Должен сказать, что я показал себя хорошим сыном, ибо не возразил ему ни единым словом; мне хотелось, чтобы он скорее отвлекся от мрачных мыслей. Я сказал, что какова бы ни была его последняя воля, я готов ей повиноваться.
— А может быть, — добавил я, — я сумею в дальнейшем вести себя так, что ты сочтешь возможным изменить свою последнюю волю.

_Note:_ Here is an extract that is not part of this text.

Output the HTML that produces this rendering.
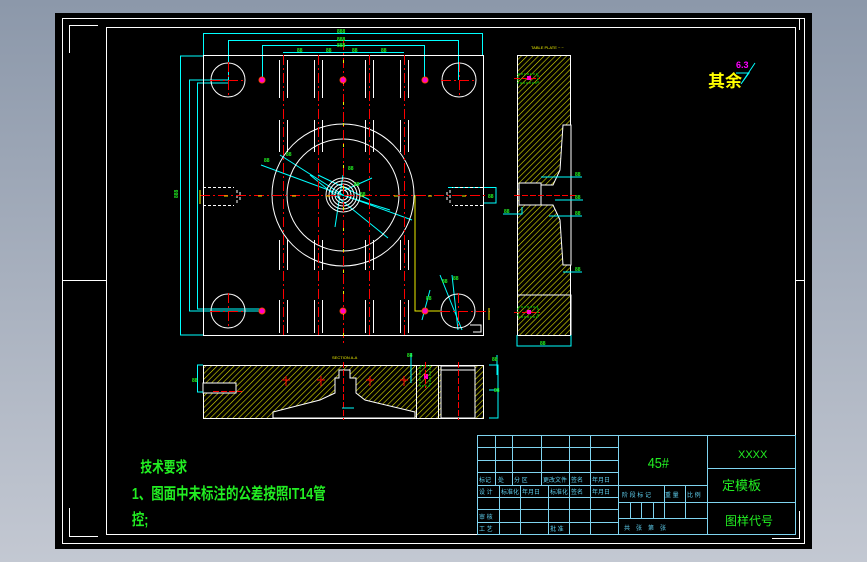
<!DOCTYPE html>
<html><head><meta charset="utf-8"><style>
html,body{margin:0;padding:0;background:#8e9aab;}
body{width:867px;height:562px;overflow:hidden;position:relative;background:linear-gradient(180deg,#8c98aa,#c3c8d2);}
svg{position:absolute;left:0;top:0;}
.g{fill:#22ee22;font-family:"Liberation Sans","Noto Sans CJK SC",sans-serif;}
.t{fill:#5fd0f0;font-family:"Liberation Sans","Noto Sans CJK SC",sans-serif;font-size:6px;}
</style></head><body>
<svg width="867" height="562" viewBox="0 0 867 562">
<defs>
<pattern id="h" width="4" height="4" patternUnits="userSpaceOnUse" patternTransform="rotate(45)">
<rect width="4" height="4" fill="#000"/><line x1="0" y1="0" x2="0" y2="4" stroke="#e0e000" stroke-width="1.2"/>
</pattern>
</defs>
<rect x="55" y="13" width="757" height="536" fill="#000"/>
<g stroke="#fff" fill="none" stroke-width="1">
<rect x="62.5" y="18.5" width="742" height="525"/>
<rect x="106.5" y="27.5" width="689" height="507"/>
<path d="M69.5 53V25.5H98M69.5 508V536.5H98M799.5 511V538.5H772M799.5 18V30M62 280.5H106M796 280.5H805"/>
</g>
<!-- main view -->
<g fill="none" stroke-width="1">
<g stroke="#0ff">
<path d="M203 33.5H483M203.5 33V55M482.5 33V55"/>
<path d="M228 40.5H459M228.5 40V80M458.5 40V80"/>
<path d="M262 45.5H425M262.5 45V80M424.5 45V80"/>
<path d="M283 52.5H404"/>
<path d="M180.5 56V335M180 56H203M180 335H203"/>
<path d="M189.5 80V311M189 80H228M189 311H262"/>
<path d="M197.5 83V309M197 83H228M197 309H262"/>
<path d="M448 187.5H496V203H483"/>
<path d="M261 165L342 195L390 210M280 155L343 195L412 220M310 175L388 238M343 175L335 227M345 190L372 178M318 175L370 200"/>
<path d="M440 275L462 330M452 275L458 330M430 290L422 320"/>
</g>
<rect x="203.5" y="55.5" width="280" height="280" stroke="#fff"/>
<g stroke="#fff">
<circle cx="343" cy="195" r="71"/>
<circle cx="343" cy="195" r="56"/>
<circle cx="343" cy="195" r="5"/><circle cx="343" cy="195" r="8"/><circle cx="343" cy="195" r="11"/><circle cx="343" cy="195" r="14"/><circle cx="343" cy="195" r="17"/>
<circle cx="228" cy="80" r="17"/><circle cx="459" cy="80" r="17"/><circle cx="228" cy="311" r="17"/><circle cx="458" cy="311" r="17"/>
<path d="M279.5 60V98M287.5 60V98M279.5 120V152M287.5 120V152M279.5 240V270M287.5 240V270M279.5 300V333M287.5 300V333
M314.5 60V98M322.5 60V98M314.5 120V152M322.5 120V152M314.5 240V270M322.5 240V270M314.5 300V333M322.5 300V333
M365.5 60V98M373.5 60V98M365.5 120V152M373.5 120V152M365.5 240V270M373.5 240V270M365.5 300V333M373.5 300V333
M400.5 60V98M408.5 60V98M400.5 120V152M408.5 120V152M400.5 240V270M408.5 240V270M400.5 300V333M408.5 300V333" />
<path d="M203 187.5H234M203 205.5H234M237 190V203M240 192V201M483 187.5H452M483 205.5H452M450 190V203M447 192V201" stroke-dasharray="3 2"/>
<path d="M470 325H481V332H473"/>
</g>
<g stroke="#f00" stroke-dasharray="10 3 2 3">
<path d="M200 195.5H488M283.5 55V338M318.5 55V338M343.5 40V345M369.5 55V338M404.5 55V338"/>
<path d="M210 80.5H246M228.5 62V98M441 80.5H477M459.5 62V98M210 311.5H246M228.5 293V329M440 311.5H490M458.5 293V329"/>
</g>
<path d="M343.5 60V340" stroke="#ee0" stroke-dasharray="3 18"/>
<path d="M200 196H470" stroke="#ee0" stroke-dasharray="4 30" stroke-dashoffset="10"/>
<path d="M415 195V311H440M200 190V204M489 308V320" stroke="#ee0"/>
<g stroke="#f40" fill="#f0c">
<circle cx="262" cy="80" r="3"/><circle cx="343" cy="80" r="3"/><circle cx="425" cy="80" r="3"/>
<circle cx="262" cy="311" r="3"/><circle cx="343" cy="311" r="3"/><circle cx="425" cy="311" r="3"/>
</g>
</g>
<g class="g" font-size="5" font-weight="bold">
<text x="337" y="33">888</text><text x="337" y="41">888</text><text x="337" y="47">888</text>
<text x="297" y="52">88</text><text x="326" y="52">88</text><text x="352" y="52">88</text><text x="381" y="52">88</text>
<text x="174" y="198" transform="rotate(-90 176 196)">888</text>
<text x="264" y="162">88</text><text x="286" y="156">88</text><text x="348" y="170">88</text><text x="354" y="186">88</text><text x="360" y="196">88</text>
<text x="488" y="198">88</text><text x="426" y="300">88</text><text x="442" y="283">88</text><text x="453" y="280">88</text>
</g>
<!-- side view -->
<rect x="517.5" y="55.5" width="53" height="280" fill="url(#h)" stroke="#fff"/>
<path d="M563 125H571V265H563L560 220L553 205H540V185H553L560 170Z" fill="#000" stroke="#fff"/>
<path d="M519 183H541V205H519Z" fill="#000" stroke="#fff"/>
<path d="M517 295H571V335" fill="none" stroke="#fff"/>
<g stroke="#0ff" fill="none">
<path d="M541 177H582M555 200H583M549 216H582M563 272H582M517 335V346H571V335M503 214H522V207"/>
</g>
<g stroke="#f00" stroke-dasharray="6 2"><path d="M514 195.5H576M514 78.5H540M514 312.5H540"/></g>
<g stroke="#0c0" fill="none" stroke-dasharray="2 1"><rect x="518" y="74" width="20" height="9"/><rect x="518" y="307" width="20" height="10"/></g>
<rect x="527" y="76" width="4" height="4" fill="#f0c"/><rect x="527" y="310" width="4" height="4" fill="#f0c"/>
<g class="g" font-size="5" font-weight="bold"><text x="575" y="176">88</text><text x="575" y="199">88</text><text x="575" y="215">88</text><text x="575" y="271">88</text><text x="540" y="345">88</text><text x="504" y="213">88</text></g>
<text x="531" y="49" font-size="4" fill="#ee0" font-family="Liberation Sans,sans-serif">TABLE PLATE ~ ~</text>
<!-- section view -->
<rect x="203.5" y="365.5" width="280" height="53" fill="url(#h)" stroke="#fff"/>
<path d="M203 383H236V393H203Z" fill="#000" stroke="#fff"/>
<path d="M273 418V412L320 400L335 393V378H339V370H350V378H356V393L365 400L415 412V418Z" fill="#000" stroke="#fff"/>
<path d="M441 366H475V418H441Z" fill="#000" stroke="#fff"/>
<path d="M441 370H475M416.5 366V418M438.5 366V418" stroke="#fff" fill="none"/>
<rect x="420" y="366" width="10" height="20" fill="none" stroke="#0c0" stroke-dasharray="2 1"/>
<rect x="424" y="374" width="4" height="5" fill="#f0c"/>
<g stroke="#f00" stroke-dasharray="6 2"><path d="M213 391.5H242M343.5 362V420M458.5 362V420M425.5 362V388"/></g>
<g stroke="#f00"><path d="M282 380H290M286 376V386M317 380H325M321 376V386M366 380H374M370 376V386M400 380H408M404 376V386"/></g>
<g stroke="#0ff" fill="none"><path d="M197 365H203M197.5 365V392H203M411 353V383M489 365H498V418H489M489 390H499M497 355V375M342 408H354"/></g>
<g class="g" font-size="5" font-weight="bold"><text x="192" y="382">88</text><text x="407" y="357">88</text><text x="492" y="361">88</text><text x="494" y="392">88</text></g>
<text x="332" y="359" font-size="4" fill="#ee0" font-family="Liberation Sans,sans-serif">SECTION A-A</text>
<!-- roughness -->
<text x="708" y="87" font-size="17" font-weight="bold" fill="#ff0" font-family="Liberation Sans,Noto Sans CJK SC,sans-serif">其余</text>
<text x="736" y="68" font-size="9" font-weight="bold" fill="#f0f" font-family="Liberation Sans,sans-serif">6.3</text>
<path d="M736 73H749L741 84L755 63" stroke="#0ff" fill="none"/>
<!-- tech requirements -->
<g class="g" font-weight="bold" transform="scale(0.78 1)">
<text x="180" y="472" font-size="15">技术要求</text>
<text x="169" y="499" font-size="16">1、图面中未标注的公差按照IT14管</text>
<text x="169" y="525" font-size="16">控;</text>
</g>
<!-- title block -->
<g stroke="#7fd4f0" fill="none" stroke-width="1">
<rect x="477.5" y="435.5" width="318" height="99"/>
<path d="M477 447.5H618M477 460.5H618M477 472.5H618M477 485.5H707M477 497.5H618M477 509.5H618M477 522.5H618M618 502.5H707M618 518.5H707M707 468.5H795M707 502.5H795"/>
<path d="M495.5 435V485M512.5 435V485M541.5 435V485M569.5 435V534M590.5 435V534M618.5 435V534M707.5 435V534"/>
<path d="M499.5 485V534M520.5 485V534M548.5 485V534M664.5 485V518M685.5 485V518M630.5 502V518M641.5 502V518M653.5 502V518"/>
</g>
<g class="t">
<text x="479" y="482">标记</text><text x="498" y="482">处</text><text x="514" y="482">分 区</text><text x="543" y="482">更改文件</text><text x="571" y="482">签名</text><text x="592" y="482">年月日</text>
<text x="479" y="494">设 计</text><text x="501" y="494">标准化</text><text x="522" y="494">年月日</text><text x="550" y="494">标准化</text><text x="571" y="494">签名</text><text x="592" y="494">年月日</text>
<text x="479" y="519">审 核</text><text x="479" y="531">工 艺</text><text x="550" y="531">批 准</text>
<text x="622" y="497">阶 段 标 记</text><text x="665" y="497">重 量</text><text x="687" y="497">比 例</text>
<text x="624" y="530">共　张　第　张</text>
</g>
<g class="g">
<text x="648" y="468" font-size="15" transform="scale(0.85 1)" dx="114">45#</text>
<text x="738" y="458" font-size="11">XXXX</text>
<text x="722" y="490" font-size="13">定模板</text>
<text x="725" y="525" font-size="12">图样代号</text>
</g>
</svg>
</body></html>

Это ему понравилось; в моих словах он увидел доказательство того, что я верю в его долгую, очень долгую жизнь. Тем не менее он заставил меня поклясться, что в случае, если его воля останется неизменной, я никогда не попытаюсь ограничить полномочия Оливи. И я поклялся, ибо одного честного слова ему было мало. Я вел себя так кротко и так послушно, что теперь, когда меня начинают мучить угрызения совести по поводу того, что я недостаточно любил отца при жизни, я всегда воскрешаю в памяти эту сцену. Но чтобы быть правдивым до конца, я должен признаться, что повиноваться его воле мне было довольно легко, потому что в ту пору мне даже нравилось думать, что мне не придется работать.

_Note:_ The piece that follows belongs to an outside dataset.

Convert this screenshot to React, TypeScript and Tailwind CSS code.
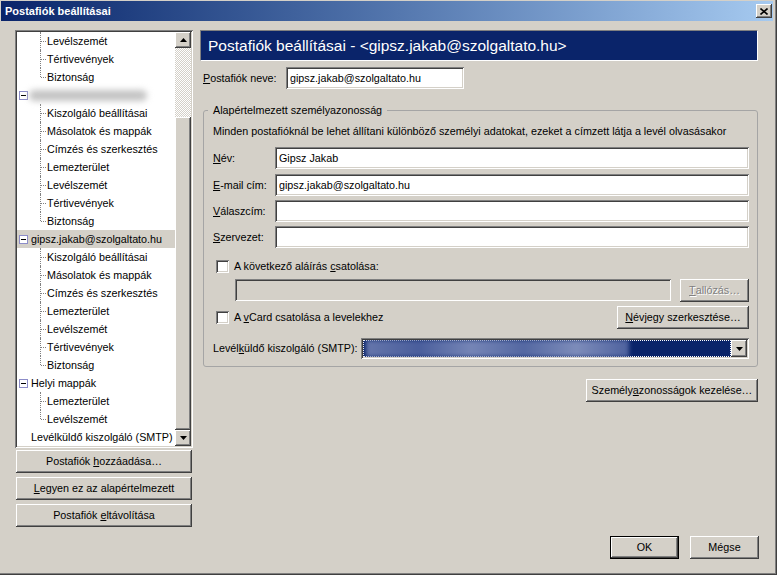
import type { ReactNode } from "react";

type TreeRow = {
  label: string;
  kind: "child" | "parent" | "top" | "blur";
  last?: boolean;
  selected?: boolean;
};

const accountChildren = (): TreeRow[] => [
  { label: "Kiszolgáló beállításai", kind: "child" },
  { label: "Másolatok és mappák", kind: "child" },
  { label: "Címzés és szerkesztés", kind: "child" },
  { label: "Lemezterület", kind: "child" },
  { label: "Levélszemét", kind: "child" },
  { label: "Tértivevények", kind: "child" },
  { label: "Biztonság", kind: "child", last: true },
];

const rows: TreeRow[] = [
  { label: "Levélszemét", kind: "child" },
  { label: "Tértivevények", kind: "child" },
  { label: "Biztonság", kind: "child", last: true },
  { label: "", kind: "blur" },
  ...accountChildren(),
  { label: "gipsz.jakab@szolgaltato.hu", kind: "parent", selected: true },
  ...accountChildren(),
  { label: "Helyi mappák", kind: "parent" },
  { label: "Lemezterület", kind: "child" },
  { label: "Levélszemét", kind: "child", last: true },
  { label: "Levélküldő kiszolgáló (SMTP)", kind: "top" },
];

const raised =
  "bg-[#d4d0c8] shadow-[inset_-1px_-1px_0_#404040,inset_1px_1px_0_#ffffff,inset_-2px_-2px_0_#808080,inset_2px_2px_0_#d4d0c8]";
const sunken =
  "shadow-[inset_1px_1px_0_#808080,inset_-1px_-1px_0_#ffffff,inset_2px_2px_0_#404040,inset_-2px_-2px_0_#d4d0c8]";

function Arrow({ up }: { up?: boolean }) {
  return (
    <svg width="7" height="4" viewBox="0 0 7 4">
      <polygon points={up ? "0,4 7,4 3.5,0" : "0,0 7,0 3.5,4"} fill="#000" />
    </svg>
  );
}

function Btn({ children, className = "", disabled }: { children: ReactNode; className?: string; disabled?: boolean }) {
  return (
    <button
      className={`flex h-[23px] items-center justify-center whitespace-nowrap ${raised} ${
        disabled ? "text-[#808080] [text-shadow:1px_1px_0_#ffffff]" : "text-black"
      } ${className}`}
    >
      {children}
    </button>
  );
}

function Field({ value, className = "" }: { value?: string; className?: string }) {
  return (
    <div className={`flex h-[22px] items-center bg-white pl-[4px] ${sunken} ${className}`}>{value}</div>
  );
}

function Check() {
  return <div className={`h-[13px] w-[13px] shrink-0 bg-white ${sunken}`} />;
}

function MinusBox() {
  return (
    <div className="ml-[2px] flex h-[9px] w-[9px] shrink-0 items-center justify-center border border-[#8c8cc8] bg-white">
      <div className="h-[1px] w-[5px] bg-black" />
    </div>
  );
}

function Tree() {
  return (
    <div className={`flex h-[418px] w-[178px] bg-white p-[2px] ${sunken}`}>
      <div className="min-w-0 flex-1 overflow-hidden">
        {rows.map((row, i) => {
          if (row.kind === "child") {
            return (
              <div key={i} className="flex h-[18px]">
                <div className="w-[23px] shrink-0" />
                <div className={`w-0 border-l border-dotted border-[#808080] ${row.last ? "h-[9px]" : "h-full"}`} />
                <div className="mt-[9px] h-0 w-[5px] border-t border-dotted border-[#808080]" />
                <span className="ml-[1px] leading-[18px]">{row.label}</span>
              </div>
            );
          }
          if (row.kind === "blur") {
            return (
              <div key={i} className="flex h-[18px] items-center">
                <MinusBox />
                <div className="ml-[1px] h-[11px] w-[118px] rounded-full bg-[#c4c4c4] blur-[3px]" />
              </div>
            );
          }
          if (row.kind === "parent") {
            return (
              <div key={i} className={`flex h-[18px] items-center ${row.selected ? "bg-[#d4d0c8]" : ""}`}>
                <MinusBox />
                <span className="ml-[3px]">{row.label}</span>
              </div>
            );
          }
          return (
            <div key={i} className="flex h-[18px] items-center pl-[14px]">
              {row.label}
            </div>
          );
        })}
      </div>
      <div className="flex w-[16px] flex-col">
        <div className={`flex h-[16px] items-center justify-center ${raised}`}>
          <Arrow up />
        </div>
        <div className="h-[69px] bg-[repeating-conic-gradient(#ffffff_0_25%,#d4d0c8_0_50%)] bg-[length:2px_2px]" />
        <div className={`flex-1 ${raised}`} />
        <div className={`flex h-[16px] items-center justify-center ${raised}`}>
          <Arrow />
        </div>
      </div>
    </div>
  );
}

export default function App() {
  return (
    <div className="h-[575px] w-[777px] overflow-hidden whitespace-nowrap bg-[#d4d0c8] pl-[1px] pt-[1px] font-['Liberation_Sans',sans-serif] text-[10.75px] text-black shadow-[inset_-1px_-1px_0_#404040,inset_-2px_-2px_0_#808080]">
      {/* title bar */}
      <div className="flex h-[20px] w-[772px] items-center justify-between bg-gradient-to-r from-[#0a246a] to-[#a6caf0] pl-[4px] pr-[1px]">
        <span className="text-[11px] font-bold text-white">Postafiók beállításai</span>
        <div className={`flex h-[14px] w-[16px] items-center justify-center ${raised}`}>
          <svg width="8" height="7" viewBox="0 0 8 7">
            <path d="M0.5 0.5 L7.5 6.5 M7.5 0.5 L0.5 6.5" stroke="#000" strokeWidth="1.6" />
          </svg>
        </div>
      </div>

      <div className="flex h-[506px] gap-[7px] pl-[14px] pt-[9px]">
        {/* left column */}
        <div className="flex w-[178px] flex-col">
          <Tree />
          <div className="ml-[1px] mt-[2px] flex w-[176px] flex-col gap-[4px]">
            <Btn>
              Postafiók&nbsp;<u>h</u>ozzáadása…
            </Btn>
            <Btn>
              <u>L</u>egyen ez az alapértelmezett
            </Btn>
            <Btn>
              Postafiók&nbsp;<u>e</u>ltávolítása
            </Btn>
          </div>
        </div>

        {/* right column */}
        <div className="flex w-[558px] flex-col">
          <div className="flex h-[31px] items-center border border-b-white border-l-[#808080] border-r-white border-t-[#808080] bg-[#0a246a] pl-[7px] text-[15.5px] text-white">
            Postafiók beállításai - &lt;gipsz.jakab@szolgaltato.hu&gt;
          </div>

          <div className="mt-[6px] flex h-[22px] items-center">
            <span className="w-[86px] pl-[3px]">
              <u>P</u>ostafiók neve:
            </span>
            <Field value="gipsz.jakab@szolgaltato.hu" className="w-[178px]" />
          </div>

          <fieldset className="ml-[3px] mt-[14px] w-[555px] rounded-[3px] border border-[#a5a5a5] pb-[7px] pl-[9px] pr-[8px]">
            <legend className="ml-[-5px] px-[5px] leading-[14px]">Alapértelmezett személyazonosság</legend>
            <div className="mt-[7px] h-[14px] leading-[14px]">
              Minden postafióknál be lehet állítani különböző személyi adatokat, ezeket a címzett látja a levél olvasásakor
            </div>

            <div className="mt-[9px] flex h-[22px] items-center">
              <span className="w-[62px]">
                <u>N</u>év:
              </span>
              <Field value="Gipsz Jakab" className="flex-1" />
            </div>
            <div className="mt-[5px] flex h-[22px] items-center">
              <span className="w-[62px]">
                <u>E</u>-mail cím:
              </span>
              <Field value="gipsz.jakab@szolgaltato.hu" className="flex-1" />
            </div>
            <div className="mt-[4px] flex h-[22px] items-center">
              <span className="w-[62px]">
                <u>V</u>álaszcím:
              </span>
              <Field className="flex-1" />
            </div>
            <div className="mt-[4px] flex h-[22px] items-center">
              <span className="w-[62px]">
                <u>S</u>zervezet:
              </span>
              <Field className="flex-1" />
            </div>

            <div className="mt-[12px] flex h-[13px] items-center gap-[5px] pl-[3px]">
              <Check />
              <span>
                A következő aláírás <u>c</u>satolása:
              </span>
            </div>
            <div className="mt-[5px] flex h-[24px] items-center justify-between pl-[22px]">
              <div className={`h-[22px] w-[436px] bg-[#d4d0c8] ${sunken}`} />
              <Btn disabled className="w-[69px]">
                <u>T</u>allózás…
              </Btn>
            </div>
            <div className="mt-[3px] flex h-[24px] items-center justify-between pl-[3px]">
              <div className="flex items-center gap-[5px]">
                <Check />
                <span>
                  A <u>v</u>Card csatolása a levelekhez
                </span>
              </div>
              <Btn className="w-[132px]">
                <u>N</u>évjegy szerkesztése…
              </Btn>
            </div>
            <div className="mt-[9px] flex h-[21px] items-center justify-between">
              <span>
                Levél<u>k</u>üldő kiszolgáló (SMTP):
              </span>
              <div className={`flex h-[21px] w-[388px] bg-white p-[2px] ${sunken}`}>
                <div className="flex flex-1 overflow-hidden bg-[#0a246a] outline-1 -outline-offset-1 outline-dotted outline-[#ffffff]">
                  <div className="ml-[3px] h-full w-[263px] bg-[linear-gradient(90deg,#6576ab,#4a5e9c_20%,#7585b6_40%,#5468a2_60%,#7d8cba_80%,#4d619e)] blur-[2px]" />
                </div>
                <div className={`flex w-[16px] items-center justify-center ${raised}`}>
                  <Arrow />
                </div>
              </div>
            </div>
          </fieldset>

          <div className="mt-[12px] flex justify-end">
            <Btn className="w-[172px]">
              Személy<u>a</u>zonosságok kezelése…
            </Btn>
          </div>
        </div>
      </div>

      <div className="mt-[9px] flex justify-end gap-[11px] pr-[18px]">
        <button
          className={`flex h-[23px] w-[69px] items-center justify-center border border-black ${raised}`}
        >
          OK
        </button>
        <Btn className="w-[69px]">Mégse</Btn>
      </div>
    </div>
  );
}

Примерно за год до его смерти я сумел проявить и активную заботу о его здоровье. Он признался мне, что плохо себя чувствует, и я заставил его пойти к врачу и даже сам его туда проводил. Врач прописал ему какие-то лекарства и велел зайти через неделю. Но отец не пошел, сказав, что ненавидит врачей так же, как могильщиков, и даже лекарств пить не стал, потому что они тоже напоминали ему о могильщиках и врачах. Правда, несколько часов он воздерживался от курения и один раз за столом не пил. А когда совсем покончил с лечением, то почувствовал себя так хорошо, что я, видя его довольным, тоже махнул рукой на всех врачей.
Правда, иногда я замечал, что он грустен. Но было бы удивительно, если б он был весел, будучи таким старым и одиноким.
Как-то вечером в конце марта я вернулся домой позже обычного. Не подумайте чего плохого: просто я попался в лапы одному своему приятелю, который пожелал поделиться со мной мыслями о происхождении христианства. Впервые в жизни от меня потребовали, чтобы я задумался над происхождением христианства, и все же, не желая огорчать приятеля, я покорно выслушал всю длинную лекцию. Моросил дождь, и было холодно. Все казалось мне отталкивающим и мрачным, включая эллинов и иудеев, о которых повествовал мой друг, но все же я терпеливо вынес эту двухчасовую пытку. Обычная моя слабость! Я и сейчас совершенно не умею сопротивляться и держу пари, что любой, кто серьезно этого захочет, может заставить меня заняться чем угодно — вплоть до астрономии.
Я вошел в сад, окружавший нашу виллу. К дому вела коротенькая аллея, предназначенная для экипажей. Мария, наша служанка, поджидала меня у окна и, услышав шаги, крикнула в темноту:
— Это вы, синьор Дзено?
Мария была из тех служанок, каких нынче уже нет. Она жила у нас добрых пятнадцать лет. Каждый месяц она относила в сберегательную кассу часть своего жалованья — «на старость», но воспользоваться этими деньгами ей не пришлось, потому что она так и умерла у нас в доме за работой, немного времени спустя после моей женитьбы.
Мария сказала, что отец уже несколько часов, как вернулся, но не ужинал, потому что хотел дождаться меня. А когда она стала настаивать, чтобы он пока хотя бы перекусил, он довольно грубо ее отослал. Потом, с тревогой и беспокойством, он несколько раз справлялся, не вернулся ли я. Мария дала мне понять, что, на ее взгляд, с отцом неладно. Она усмотрела у него прерывистое дыхание и затрудненную речь. Правда, ей уже не первый раз казалось, что отец болен, — должно быть, потому, что она ни с кем, кроме него, не общалась. Бедняга мало что видела, сидя целыми днями одна в пустом доме, а уж после того, как у нее на глазах умерла моя мать, ей стало казаться, что все должны умереть раньше нее.